Do NOT, save many more digits than these 8 digits because otherwise, given the LUHN-10 checksum, you may provide enough info to make guessing the complete number more plausible (if still relatively hard, even with insight from the series used by a given issuer, in a given time period, but one should be careful...)

To make this whole thing safer, technically and legally, you may consider only storing such info if the customer explicitly allows it. You should also consider masking this info with a simple hash for storing in the database.

Also, what you can / should store following a particular transaction, is the transaction ID supplied by the Credit Card Processor, at the time the transacton is submitted. This ID is the key that allows locating most (all?) of the info you would even need, would there be any issue with a particular transaction. This type of info can typically be queried from a secure web site maintained by the Processing company, along with some aggregate reports which may include a grouping by card-type (Amex, Visa...) if that is why you are thinking of storing the first four.

mjv
+8  A: 

Hi,

The Payment Card Data Security Standard states that if you are handling cardholder data, then you are subject to the constraints of the PCI DSS (which is very comprehensive and a challenge to comply with). If you want to store part of a card number, and don't want to have to deal with the Standard, then you need to make sure that a) you store NO MORE THAN the first 6 and last 4 digits; b) you don't ever store, process or transmit more than this. That means that the truncation has to be carried out before the data enters your control.

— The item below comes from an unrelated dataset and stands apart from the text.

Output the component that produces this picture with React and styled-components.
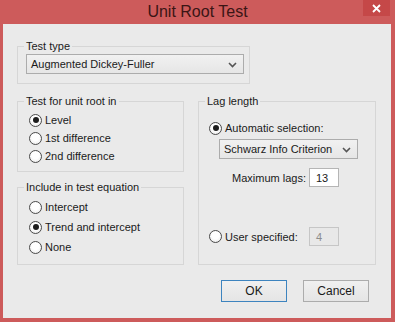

Given that you are talking about an ecommerce site, I think you'll have to deal with the PCI DSS sooner or later (since if you're not taking full PANs, you can't process transactions). Realistically, then, you should avoid storing more than the first 6 and last 4 digits of a PAN; the Standard then does not 'care' about this data, and you can store it in whatever form you see fit. If you store, say, the first 7 digits, then Requirement 3 of the Standard kicks in (and you start having to really understand key management in encryption).

I hope that this is of use.

Cheers,

B

+1  A: 

Your specific question is answered in sec 3.3 of the PCI/DSS document. First six and last four are max for display. Customer (paper?) receipts are more restrictive. Those with a legitimiate need to know can see full card data.

My recommendation is to contact your merchant provider and see what options are available to you. A number of the modern transaction gateways have "vault" features where sensitive information is stored at the provider and you simply reference customers by a token number when you want to bill them or check account information.

Along the same lines use of transaction specific tokens can be used to reference needed data stored on the providers system.

However I can't stress enough the importance of reading and understanding PCI DSS. Simply punting secure storage does not magically obsolve you from being subject to PCI compliance requirements!! This is only possible when your system never touches full card data.